Count each line in which the word "React" appears. Reply with the total and nothing more.

## Begin Material

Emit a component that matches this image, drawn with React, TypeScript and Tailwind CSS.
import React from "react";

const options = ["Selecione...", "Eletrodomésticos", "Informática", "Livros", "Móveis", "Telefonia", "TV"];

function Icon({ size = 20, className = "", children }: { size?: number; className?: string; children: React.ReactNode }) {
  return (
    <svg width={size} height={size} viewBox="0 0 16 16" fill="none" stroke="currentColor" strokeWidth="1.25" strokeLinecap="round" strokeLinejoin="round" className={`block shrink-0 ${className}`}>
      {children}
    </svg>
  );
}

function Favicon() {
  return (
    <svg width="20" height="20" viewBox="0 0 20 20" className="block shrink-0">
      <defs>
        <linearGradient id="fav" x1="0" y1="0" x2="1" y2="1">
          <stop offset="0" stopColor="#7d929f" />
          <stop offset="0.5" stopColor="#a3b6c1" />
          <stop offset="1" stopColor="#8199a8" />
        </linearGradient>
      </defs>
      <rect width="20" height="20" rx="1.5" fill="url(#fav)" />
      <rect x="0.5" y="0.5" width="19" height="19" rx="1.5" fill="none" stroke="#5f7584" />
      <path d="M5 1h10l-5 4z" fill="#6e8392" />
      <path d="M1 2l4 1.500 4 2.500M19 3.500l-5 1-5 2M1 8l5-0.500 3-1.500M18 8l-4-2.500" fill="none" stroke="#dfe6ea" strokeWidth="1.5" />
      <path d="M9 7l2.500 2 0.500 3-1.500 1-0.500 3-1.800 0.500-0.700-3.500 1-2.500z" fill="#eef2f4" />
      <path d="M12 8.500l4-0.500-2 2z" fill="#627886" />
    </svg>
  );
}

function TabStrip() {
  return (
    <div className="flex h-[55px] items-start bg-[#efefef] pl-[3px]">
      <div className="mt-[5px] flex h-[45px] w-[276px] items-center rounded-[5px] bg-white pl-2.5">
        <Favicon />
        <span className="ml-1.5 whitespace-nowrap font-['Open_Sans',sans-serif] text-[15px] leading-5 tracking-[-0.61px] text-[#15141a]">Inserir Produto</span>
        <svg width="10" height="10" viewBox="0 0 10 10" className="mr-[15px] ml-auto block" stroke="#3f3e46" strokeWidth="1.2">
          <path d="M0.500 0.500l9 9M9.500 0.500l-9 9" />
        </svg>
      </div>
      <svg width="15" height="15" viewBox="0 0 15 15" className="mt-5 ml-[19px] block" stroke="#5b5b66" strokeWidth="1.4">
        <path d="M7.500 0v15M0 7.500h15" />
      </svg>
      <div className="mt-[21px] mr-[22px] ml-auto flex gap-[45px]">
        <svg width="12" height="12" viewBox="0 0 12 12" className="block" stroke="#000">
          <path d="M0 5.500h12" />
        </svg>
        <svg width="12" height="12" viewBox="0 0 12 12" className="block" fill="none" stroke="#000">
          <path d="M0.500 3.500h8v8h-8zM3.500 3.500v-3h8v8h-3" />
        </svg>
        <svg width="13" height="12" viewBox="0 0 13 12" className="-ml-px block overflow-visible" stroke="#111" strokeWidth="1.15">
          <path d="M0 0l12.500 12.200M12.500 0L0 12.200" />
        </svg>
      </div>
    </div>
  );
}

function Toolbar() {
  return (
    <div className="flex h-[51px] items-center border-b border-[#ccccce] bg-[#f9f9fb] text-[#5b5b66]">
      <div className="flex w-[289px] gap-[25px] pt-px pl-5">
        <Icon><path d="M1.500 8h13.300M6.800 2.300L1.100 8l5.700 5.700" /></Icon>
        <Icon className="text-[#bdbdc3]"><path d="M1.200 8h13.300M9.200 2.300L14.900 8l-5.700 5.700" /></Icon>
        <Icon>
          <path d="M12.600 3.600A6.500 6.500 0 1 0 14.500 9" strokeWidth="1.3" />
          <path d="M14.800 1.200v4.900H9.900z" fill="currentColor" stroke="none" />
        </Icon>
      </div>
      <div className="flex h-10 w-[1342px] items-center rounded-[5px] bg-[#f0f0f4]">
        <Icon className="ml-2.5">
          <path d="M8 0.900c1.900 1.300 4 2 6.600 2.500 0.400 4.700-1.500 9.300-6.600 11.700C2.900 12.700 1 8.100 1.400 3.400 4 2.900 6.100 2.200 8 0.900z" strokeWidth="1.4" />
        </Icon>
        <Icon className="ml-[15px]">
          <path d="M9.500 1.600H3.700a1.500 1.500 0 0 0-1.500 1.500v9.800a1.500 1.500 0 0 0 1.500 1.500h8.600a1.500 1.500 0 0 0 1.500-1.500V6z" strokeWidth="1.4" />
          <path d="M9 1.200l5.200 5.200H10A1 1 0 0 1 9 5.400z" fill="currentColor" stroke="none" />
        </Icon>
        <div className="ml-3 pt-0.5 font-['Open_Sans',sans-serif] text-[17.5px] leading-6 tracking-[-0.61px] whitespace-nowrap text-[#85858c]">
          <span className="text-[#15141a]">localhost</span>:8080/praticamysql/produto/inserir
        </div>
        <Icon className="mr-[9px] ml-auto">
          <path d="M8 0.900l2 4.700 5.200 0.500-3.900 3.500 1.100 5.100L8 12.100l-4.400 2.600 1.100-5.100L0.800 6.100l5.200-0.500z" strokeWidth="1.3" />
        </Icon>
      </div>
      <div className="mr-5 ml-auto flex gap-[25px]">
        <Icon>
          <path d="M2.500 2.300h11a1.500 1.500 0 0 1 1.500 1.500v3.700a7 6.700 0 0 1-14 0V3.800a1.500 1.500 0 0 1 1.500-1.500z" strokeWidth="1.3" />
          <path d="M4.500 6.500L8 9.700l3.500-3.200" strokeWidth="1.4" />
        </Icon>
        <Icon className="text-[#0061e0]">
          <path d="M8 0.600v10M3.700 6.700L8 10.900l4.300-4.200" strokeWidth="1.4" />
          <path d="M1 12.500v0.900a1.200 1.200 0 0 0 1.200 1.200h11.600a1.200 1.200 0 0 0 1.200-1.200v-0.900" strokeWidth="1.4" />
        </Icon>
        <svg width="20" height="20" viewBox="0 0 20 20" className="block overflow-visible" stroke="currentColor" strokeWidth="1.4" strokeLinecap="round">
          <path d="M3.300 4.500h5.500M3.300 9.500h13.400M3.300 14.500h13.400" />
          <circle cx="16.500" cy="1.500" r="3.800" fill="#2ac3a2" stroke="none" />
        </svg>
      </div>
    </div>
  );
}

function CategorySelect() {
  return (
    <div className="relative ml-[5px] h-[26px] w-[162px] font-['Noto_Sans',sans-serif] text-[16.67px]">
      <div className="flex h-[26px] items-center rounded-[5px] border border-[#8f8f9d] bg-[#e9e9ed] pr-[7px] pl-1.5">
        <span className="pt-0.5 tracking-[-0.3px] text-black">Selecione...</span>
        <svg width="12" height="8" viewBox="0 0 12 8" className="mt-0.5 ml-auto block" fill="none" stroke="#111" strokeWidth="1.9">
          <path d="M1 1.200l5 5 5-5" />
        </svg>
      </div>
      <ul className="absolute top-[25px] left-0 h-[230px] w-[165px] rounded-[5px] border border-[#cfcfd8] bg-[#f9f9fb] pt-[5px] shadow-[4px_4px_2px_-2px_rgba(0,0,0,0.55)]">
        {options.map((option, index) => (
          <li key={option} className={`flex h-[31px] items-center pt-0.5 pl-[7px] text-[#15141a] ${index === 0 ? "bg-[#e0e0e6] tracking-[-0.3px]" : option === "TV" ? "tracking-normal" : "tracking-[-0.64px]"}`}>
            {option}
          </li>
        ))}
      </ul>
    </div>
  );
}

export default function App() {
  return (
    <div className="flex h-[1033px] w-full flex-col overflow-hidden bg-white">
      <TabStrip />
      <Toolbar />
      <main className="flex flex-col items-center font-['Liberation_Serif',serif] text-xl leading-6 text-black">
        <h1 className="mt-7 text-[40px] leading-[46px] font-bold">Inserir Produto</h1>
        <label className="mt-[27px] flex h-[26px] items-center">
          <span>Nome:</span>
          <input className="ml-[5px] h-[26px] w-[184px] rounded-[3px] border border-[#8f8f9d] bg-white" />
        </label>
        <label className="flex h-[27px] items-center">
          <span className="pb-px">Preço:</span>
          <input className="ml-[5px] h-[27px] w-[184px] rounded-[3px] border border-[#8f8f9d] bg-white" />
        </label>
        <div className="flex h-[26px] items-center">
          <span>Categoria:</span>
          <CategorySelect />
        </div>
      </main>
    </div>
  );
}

## End Material

• _Output of the exercise_: 3